O então poderoso CEO da Torneios SA e outros empresários argentinos desenvolveram essas manobras com a ajuda da Mossack Fonseca, uma agência especializada em administrar empresas em paraísos fiscais. A T&T cedeu os direitos televisivos para a sociedade Torneios & Traffic Sports Marketing BV, sediada na Holanda, para operar como intermediária nas negociações com os canais de TV. E por trás dessa empresa holandesa, o escritório panamenho montou redes via Chipre e Uruguai com o objetivo de blindar o vazamento de quem seria o verdadeiro dono.
Mas esta metodologia, que agora vem à luz nos documentos do Panamá, é a que estava investigando a justiça norte-americana, que prendeu no ano passado Burzaco, acusado de obter contratos de televisão da Copa América, mediante o pagamento de propinas. Também, neste caso, os intermediários e offshores envolvidos são os mesmos da investigação da Fifa.
O complexo da rede societária parte em Buenos Aires. Torneios e Competições SA (T&C) detém 25% da offshore T&T, a empresa que concluiu o pagamento de 370 milhões de dólares para a Conmebol, quando Burzaco era o CEO da T&C.
O primeiro grupo foi montado para criar a T&T nas Ilhas Cayman, com vários intermediários. O vínculo entre a T&T e a CONMEBOL seguiu três etapas: o primeiro contrato foi assinado em 22 de agosto de 2003, na edição da Taça Libertadores em 2004-2010. O acordo foi mais tarde estendido para 2014 e, depois, mais uma vez renovado para 2018. Esse último contrato, assinado em 06 de março de 2008 – sim, dez anos antes – expõe a natureza secreta da operação: exige confidencialidade da relação de negócio, mesmo após a conclusão. Quem assinou? O argentino Julio Humberto Grondona e Eduardo Deluca, ambos do Comitê Executivo da CONMEBOL, e o presidente da entidade, Nicolás Leoz.
A afinidade entre a T&T e a Confederação também ficou evidente quando a empresa obteve a prioridade em uma das renovações.
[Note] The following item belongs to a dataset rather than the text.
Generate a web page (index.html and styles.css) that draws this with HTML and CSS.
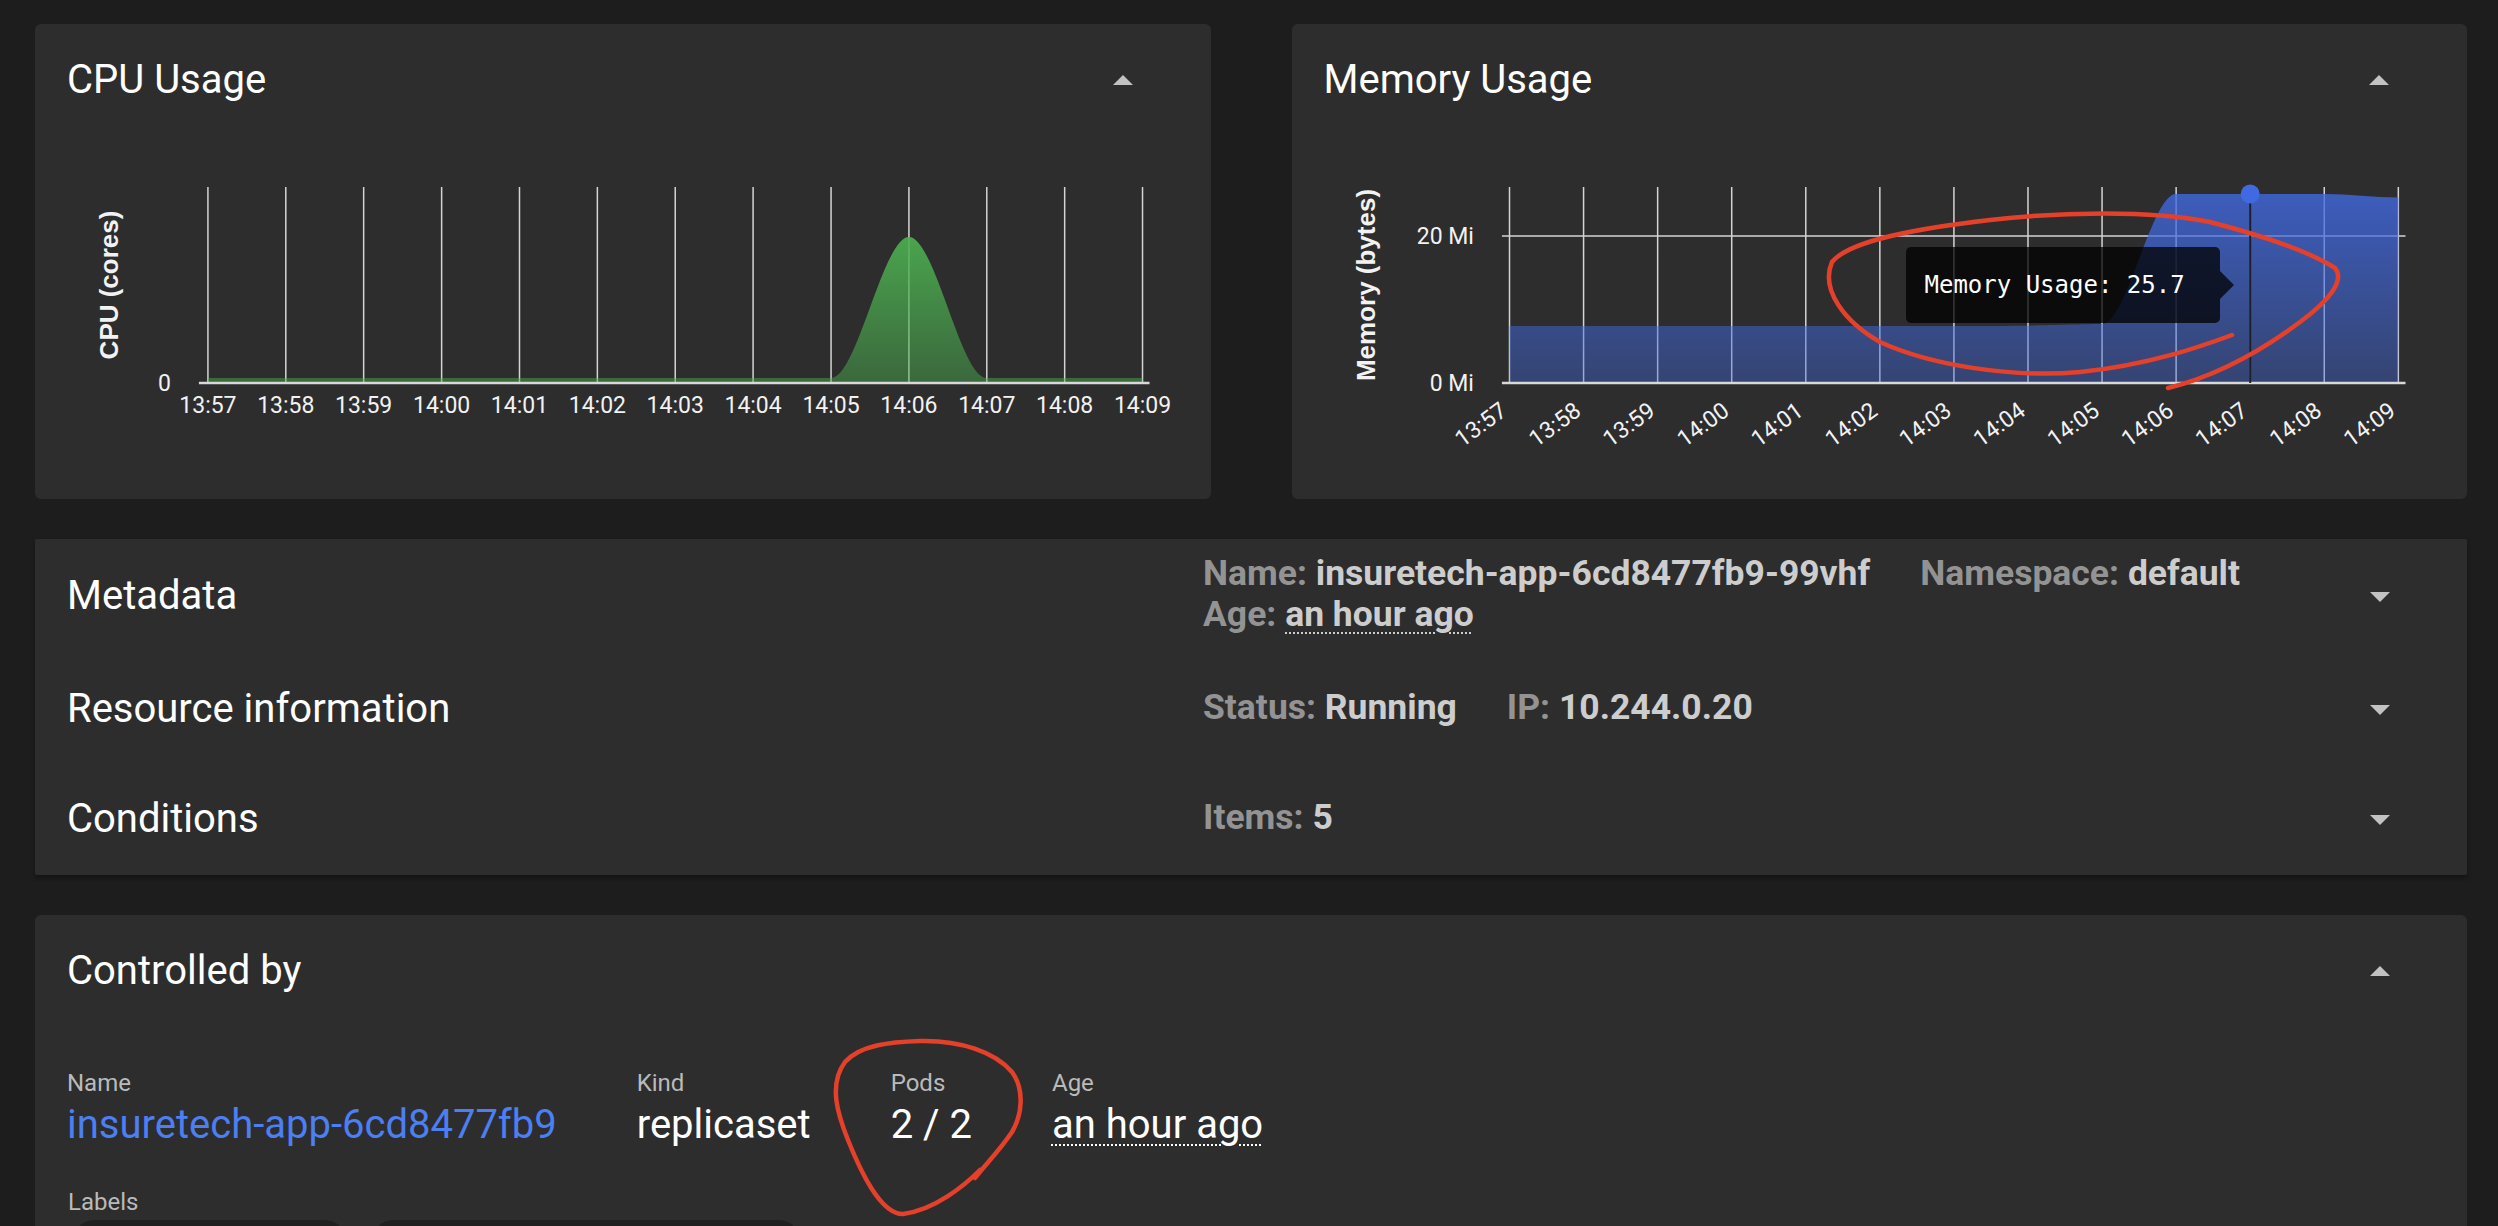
FILE: index.html
```html
<!DOCTYPE html>
<html lang="en">
<head>
<meta charset="utf-8">
<title>Pod details</title>
<link rel="stylesheet" href="styles.css">
</head>
<body>
<div class="page">
  <div class="charts">
    <section class="card chart-card">
      <header class="card-head">
        <h2 class="card-title">CPU Usage</h2>
        <svg class="caret" viewBox="0 0 20 10"><polygon points="0,10 10,0 20,10"/></svg>
      </header>
      <svg class="chart" viewBox="0 0 1176 397" preserveAspectRatio="none">
        <defs>
          <linearGradient id="gGreen" gradientUnits="userSpaceOnUse" x1="0" y1="135" x2="0" y2="281">
            <stop offset="0" stop-color="#4caf50" stop-opacity="0.92"/>
            <stop offset="1" stop-color="#4caf50" stop-opacity="0.45"/>
          </linearGradient>
        </defs>
        <g class="grid">
          <line x1="173" y1="85" x2="173" y2="281"/>
          <line x1="250.9" y1="85" x2="250.9" y2="281"/>
          <line x1="328.8" y1="85" x2="328.8" y2="281"/>
          <line x1="406.8" y1="85" x2="406.8" y2="281"/>
          <line x1="484.7" y1="85" x2="484.7" y2="281"/>
          <line x1="562.6" y1="85" x2="562.6" y2="281"/>
          <line x1="640.5" y1="85" x2="640.5" y2="281"/>
          <line x1="718.4" y1="85" x2="718.4" y2="281"/>
          <line x1="796.4" y1="85" x2="796.4" y2="281"/>
          <line x1="874.3" y1="85" x2="874.3" y2="281"/>
          <line x1="952.2" y1="85" x2="952.2" y2="281"/>
          <line x1="1030.1" y1="85" x2="1030.1" y2="281"/>
          <line x1="1108" y1="85" x2="1108" y2="281"/>
        </g>
        <path d="M173,276 L796.4,276 C822.4,276 848.3,135 874.3,135 C900.3,135 926.2,276 952.2,276 L1108,276 L1108,281 L173,281 Z" fill="url(#gGreen)"/>
        <line class="axis" x1="164" y1="281" x2="1115" y2="281"/>
        <text class="tick" x="136" y="289" text-anchor="end">0</text>
        <text class="axis-title" x="74" y="183" transform="rotate(-90 74 183)" text-anchor="middle" dominant-baseline="central">CPU (cores)</text>
        <g class="tick" text-anchor="middle">
          <text x="173" y="311">13:57</text>
          <text x="250.9" y="311">13:58</text>
          <text x="328.8" y="311">13:59</text>
          <text x="406.8" y="311">14:00</text>
          <text x="484.7" y="311">14:01</text>
          <text x="562.6" y="311">14:02</text>
          <text x="640.5" y="311">14:03</text>
          <text x="718.4" y="311">14:04</text>
          <text x="796.4" y="311">14:05</text>
          <text x="874.3" y="311">14:06</text>
          <text x="952.2" y="311">14:07</text>
          <text x="1030.1" y="311">14:08</text>
          <text x="1108" y="311">14:09</text>
        </g>
      </svg>
    </section>

    <section class="card chart-card">
      <header class="card-head">
        <h2 class="card-title">Memory Usage</h2>
        <svg class="caret" viewBox="0 0 20 10"><polygon points="0,10 10,0 20,10"/></svg>
      </header>
      <svg class="chart" viewBox="0 0 1176 397" preserveAspectRatio="none">
        <defs>
          <linearGradient id="gBlue" gradientUnits="userSpaceOnUse" x1="0" y1="92" x2="0" y2="281">
            <stop offset="0" stop-color="#4169e1" stop-opacity="0.8"/>
            <stop offset="1" stop-color="#4169e1" stop-opacity="0.38"/>
          </linearGradient>
        </defs>
        <g class="grid">
          <line x1="210" y1="134" x2="1114" y2="134"/>
          <line x1="217.6" y1="85" x2="217.6" y2="281"/>
          <line x1="291.7" y1="85" x2="291.7" y2="281"/>
          <line x1="365.8" y1="85" x2="365.8" y2="281"/>
          <line x1="439.9" y1="85" x2="439.9" y2="281"/>
          <line x1="514" y1="85" x2="514" y2="281"/>
          <line x1="588.1" y1="85" x2="588.1" y2="281"/>
          <line x1="662.2" y1="85" x2="662.2" y2="281"/>
          <line x1="736.3" y1="85" x2="736.3" y2="281"/>
          <line x1="810.4" y1="85" x2="810.4" y2="281"/>
          <line x1="884.5" y1="85" x2="884.5" y2="281"/>
          <line x1="958.6" y1="85" x2="958.6" y2="281"/>
          <line x1="1032.7" y1="85" x2="1032.7" y2="281"/>
          <line x1="1106.8" y1="85" x2="1106.8" y2="281"/>
        </g>
        <path d="M217.6,224 L700,224 C760,223.5 790,222 810.4,222 C835.1,222 859.8,92 884.5,92 L1032.7,92 C1057.4,92 1082.1,95.5 1106.8,95.5 L1106.8,281 L217.6,281 Z" fill="url(#gBlue)"/>
        <line class="axis" x1="210" y1="281" x2="1114" y2="281"/>
        <line class="cursor" x1="958.6" y1="92" x2="958.6" y2="281"/>
        <circle cx="958.6" cy="92" r="9.5" fill="#4169e1"/>
        <text class="tick" x="182" y="142" text-anchor="end">20 Mi</text>
        <text class="tick" x="182" y="289" text-anchor="end">0 Mi</text>
        <text class="axis-title" x="74" y="183" transform="rotate(-90 74 183)" text-anchor="middle" dominant-baseline="central">Memory (bytes)</text>
        <g class="tick" text-anchor="end">
          <text x="216.6" y="312" transform="rotate(-36 216.6 312)">13:57</text>
          <text x="290.7" y="312" transform="rotate(-36 290.7 312)">13:58</text>
          <text x="364.8" y="312" transform="rotate(-36 364.8 312)">13:59</text>
          <text x="438.9" y="312" transform="rotate(-36 438.9 312)">14:00</text>
          <text x="513" y="312" transform="rotate(-36 513 312)">14:01</text>
          <text x="587.1" y="312" transform="rotate(-36 587.1 312)">14:02</text>
          <text x="661.2" y="312" transform="rotate(-36 661.2 312)">14:03</text>
          <text x="735.3" y="312" transform="rotate(-36 735.3 312)">14:04</text>
          <text x="809.4" y="312" transform="rotate(-36 809.4 312)">14:05</text>
          <text x="883.5" y="312" transform="rotate(-36 883.5 312)">14:06</text>
          <text x="957.6" y="312" transform="rotate(-36 957.6 312)">14:07</text>
          <text x="1031.7" y="312" transform="rotate(-36 1031.7 312)">14:08</text>
          <text x="1105.8" y="312" transform="rotate(-36 1105.8 312)">14:09</text>
        </g>
      </svg>
      <div class="tooltip">Memory Usage: 25.7</div>
    </section>
  </div>

  <section class="card details">
    <div class="acc-row">
      <div class="acc-title">Metadata</div>
      <div class="acc-summary">
        <span class="kv"><span class="k">Name:</span> <span class="v">insuretech-app-6cd8477fb9-99vhf</span></span>
        <span class="kv"><span class="k">Namespace:</span> <span class="v">default</span></span>
        <span class="kv"><span class="k">Age:</span> <span class="v dotted">an hour ago</span></span>
      </div>
      <div class="acc-caret"><svg class="caret" viewBox="0 0 20 10"><polygon points="0,0 20,0 10,10"/></svg></div>
    </div>
    <div class="acc-row">
      <div class="acc-title">Resource information</div>
      <div class="acc-summary">
        <span class="kv"><span class="k">Status:</span> <span class="v">Running</span></span>
        <span class="kv"><span class="k">IP:</span> <span class="v">10.244.0.20</span></span>
      </div>
      <div class="acc-caret"><svg class="caret" viewBox="0 0 20 10"><polygon points="0,0 20,0 10,10"/></svg></div>
    </div>
    <div class="acc-row">
      <div class="acc-title">Conditions</div>
      <div class="acc-summary">
        <span class="kv"><span class="k">Items:</span> <span class="v">5</span></span>
      </div>
      <div class="acc-caret"><svg class="caret" viewBox="0 0 20 10"><polygon points="0,0 20,0 10,10"/></svg></div>
    </div>
  </section>

  <section class="card controlled">
    <header class="card-head">
      <h2 class="card-title">Controlled by</h2>
      <svg class="caret" viewBox="0 0 20 10"><polygon points="0,10 10,0 20,10"/></svg>
    </header>
    <div class="fields">
      <div class="field">
        <div class="field-label">Name</div>
        <div class="field-value link">insuretech-app-6cd8477fb9</div>
      </div>
      <div class="field">
        <div class="field-label">Kind</div>
        <div class="field-value">replicaset</div>
      </div>
      <div class="field">
        <div class="field-label">Pods</div>
        <div class="field-value">2 / 2</div>
      </div>
      <div class="field">
        <div class="field-label">Age</div>
        <div class="field-value dotted">an hour ago</div>
      </div>
    </div>
    <div class="labels-label">Labels</div>
    <div class="chips">
      <span class="chip chip-a"></span>
      <span class="chip chip-b"></span>
    </div>
  </section>
</div>

<svg class="annotations" viewBox="0 0 2498 1226">
  <path d="M2232,335 C2205,345 2150,365 2080,372 C2010,378 1930,365 1880,342 C1845,322 1820,290 1832,262 C1850,240 1920,228 1990,220 C2060,212 2150,210 2210,222 C2260,235 2310,252 2335,268 C2345,280 2330,300 2300,322 C2265,348 2220,375 2168,388"/>
  <path d="M980,1170 C965,1185 935,1210 903,1214 C880,1214 860,1170 848,1140 C838,1115 828,1085 845,1062 C860,1045 890,1042 920,1041 C960,1040 995,1052 1012,1072 C1025,1090 1022,1115 1012,1132 C1000,1150 985,1165 975,1178"/>
</svg>
</body>
</html>
```

FILE: styles.css
```css
html, body {
  margin: 0;
  padding: 0;
  overflow: hidden;
}

body {
  position: relative;
  width: 2498px;
  height: 1226px;
  background: #1d1d1d;
  color: #ffffff;
  font-family: Roboto, "Liberation Sans", sans-serif;
}

.page {
  padding: 24px 31px 0 35px;
}

.charts {
  display: grid;
  grid-template-columns: 1fr 1fr;
  column-gap: 81px;
}

.card {
  background: #2d2d2d;
  border-radius: 6px;
}

.chart-card {
  position: relative;
  height: 475px;
  overflow: hidden;
}

.card-head {
  display: flex;
  justify-content: space-between;
  align-items: center;
  height: 48px;
  padding: 32px 78px 0 32px;
}

.card-title {
  margin: 0;
  font-size: 40px;
  font-weight: 400;
  line-height: 48px;
  color: #ffffff;
}

.caret {
  display: block;
  width: 20px;
  height: 10px;
  fill: #c2c2c2;
}

.chart {
  display: block;
  width: 100%;
  height: 397px;
  margin-top: -2px;
}

.grid line {
  stroke: #d4d4d4;
  stroke-width: 1.5;
}

.axis {
  stroke: #d8d8d8;
  stroke-width: 2.5;
}

.cursor {
  stroke: #1c1f28;
  stroke-width: 2;
}

.tick {
  font-family: Roboto, "Liberation Sans", sans-serif;
  font-size: 23px;
  fill: #f2f2f2;
}

.axis-title {
  font-family: "Liberation Sans", Arial, sans-serif;
  font-weight: 700;
  font-size: 26px;
  fill: #f2f2f2;
}

.tooltip {
  position: absolute;
  left: 614px;
  top: 223px;
  width: 314px;
  height: 76px;
  box-sizing: border-box;
  padding-left: 19px;
  display: flex;
  align-items: center;
  background: rgba(0, 0, 0, 0.74);
  border-radius: 5px;
  font-family: "DejaVu Sans Mono", "Liberation Mono", monospace;
  font-size: 24px;
  color: #ffffff;
  white-space: nowrap;
}

.tooltip::after {
  content: "";
  position: absolute;
  right: -14px;
  top: 24px;
  border-top: 14px solid transparent;
  border-bottom: 14px solid transparent;
  border-left: 14px solid rgba(0, 0, 0, 0.74);
}

/* accordion card */
.details {
  margin-top: 40px;
  border-radius: 2px;
  box-shadow: 0 3px 4px rgba(0, 0, 0, 0.35);
}

.acc-row {
  display: grid;
  grid-template-columns: 1136px 1fr 110px;
  align-items: center;
  min-height: 110px;
  box-sizing: border-box;
  padding: 14px 32px 20px 32px;
}

.acc-title {
  font-size: 40px;
  line-height: 48px;
  margin-top: 4px;
  color: #ffffff;
}

.acc-summary {
  display: flex;
  flex-wrap: wrap;
  column-gap: 50px;
  font-size: 35.5px;
  font-weight: 700;
  line-height: 41px;
}

.k {
  color: #939393;
}

.v {
  color: #cdcdcd;
}

.dotted {
  text-decoration: underline dotted;
  text-decoration-thickness: 2px;
  text-underline-offset: 6px;
}

.acc-caret {
  display: flex;
  justify-content: center;
  margin-top: 6px;
}

/* controlled by */
.controlled {
  margin-top: 40px;
  height: 600px;
}

.controlled .card-head {
  padding-right: 77px;
}

.fields {
  display: flex;
  gap: 80px;
  padding: 71px 32px 0 32px;
}

.field-label,
.labels-label {
  font-size: 24px;
  line-height: 32px;
  color: #bababa;
}

.field .field-label {
  line-height: 35px;
}

.field-value {
  font-size: 40px;
  line-height: 48px;
  color: #ffffff;
}

.field-value.link {
  color: #4b7ff2;
}

.labels-label {
  margin-top: 37px;
  padding-left: 33px;
}

.chips {
  display: flex;
  gap: 28px;
  margin-top: 2px;
  padding-left: 39px;
}

.chip {
  height: 48px;
  border-radius: 20px;
  background: #202020;
}

.chip-a {
  width: 271px;
}

.chip-b {
  width: 426px;
}

/* hand-drawn red annotations over the screenshot */
.annotations {
  position: absolute;
  left: 0;
  top: 0;
  width: 2498px;
  height: 1226px;
  pointer-events: none;
  fill: none;
  stroke: #e5402a;
  stroke-width: 4.5;
  stroke-linecap: round;
  stroke-linejoin: round;
}
```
Inclusive, no último contrato, a empresa pagou um prêmio de 4 milhões de dólares extras.
O contrato permitia a T&T impor condições, inclusive, no aspecto esportivo da Copa Libertadores. A CONMEBOL deu a empresa o poder de exigir que as equipes tivessem um mínimo de sete jogadores titulares com, pelo menos, 15 partidas em primeiro lugar. Além disso, a empresa devia dar a sua aprovação sobre os locais, datas e horários das partidas.
Redes
Por razões fiscais, em 2012, a T&T transferiu os seus direitos à empresa Torneios&Traffic Sports Marketing BV, com sede nos Países Baixos. Por trás dessa offshore holandesa, a Mossack Fonseca criou a Medak Holding Ltd., registrada em Chipre, que, por sua vez, era controlada pela uruguaia Henlets Grupo.
O beneficiário final do Grupo Henlets era o uruguaio Escardó Barbe, até sua morte, em 2014. Após a sua morte, tornou-se acionista e diretora da Medak Marina Kantarovsky uma moradora de Córdoba, de 32 anos, que vive com o marido, o holandês Maarten Van Genutchen, que passou a ser o diretor da T&T Holanda, mas renunciou quando o esquema de corrupção da FIFA foi deflagrado. Os jornais El Trece e La Nacion tentaram se comunicar com o casal, mas não obtiveram resposta.
A empresa holandesa, com licença de televisão concedida pela T&T, intermediava a venda dos direitos. Por exemplo, a offshore negociou aportes milionários com a TV Globo do Brasil, que eram depositados no ING Bank, em Amsterdã. A empresa holandesa e a TV Globo tiveram contratos negociados de 2004 a 2019, a uma quantia estimada de 10 milhões de dólares.
Enquanto comercializavam direitos já adquiridos, a empresa holandesa executou curiosos subcontratos, algumas vezes, com José Margulies. Este empresário argentino naturalizado brasileiro é acusado pelos EUA de ser o facilitador de propinas para os dirigentes da Conmebol. As contratações eram realizadas por duas de suas empresas – também investigados pela justiça – a Somerton Ltd., registrada em Turks e Caicos, e Valente Corp., no Panamá.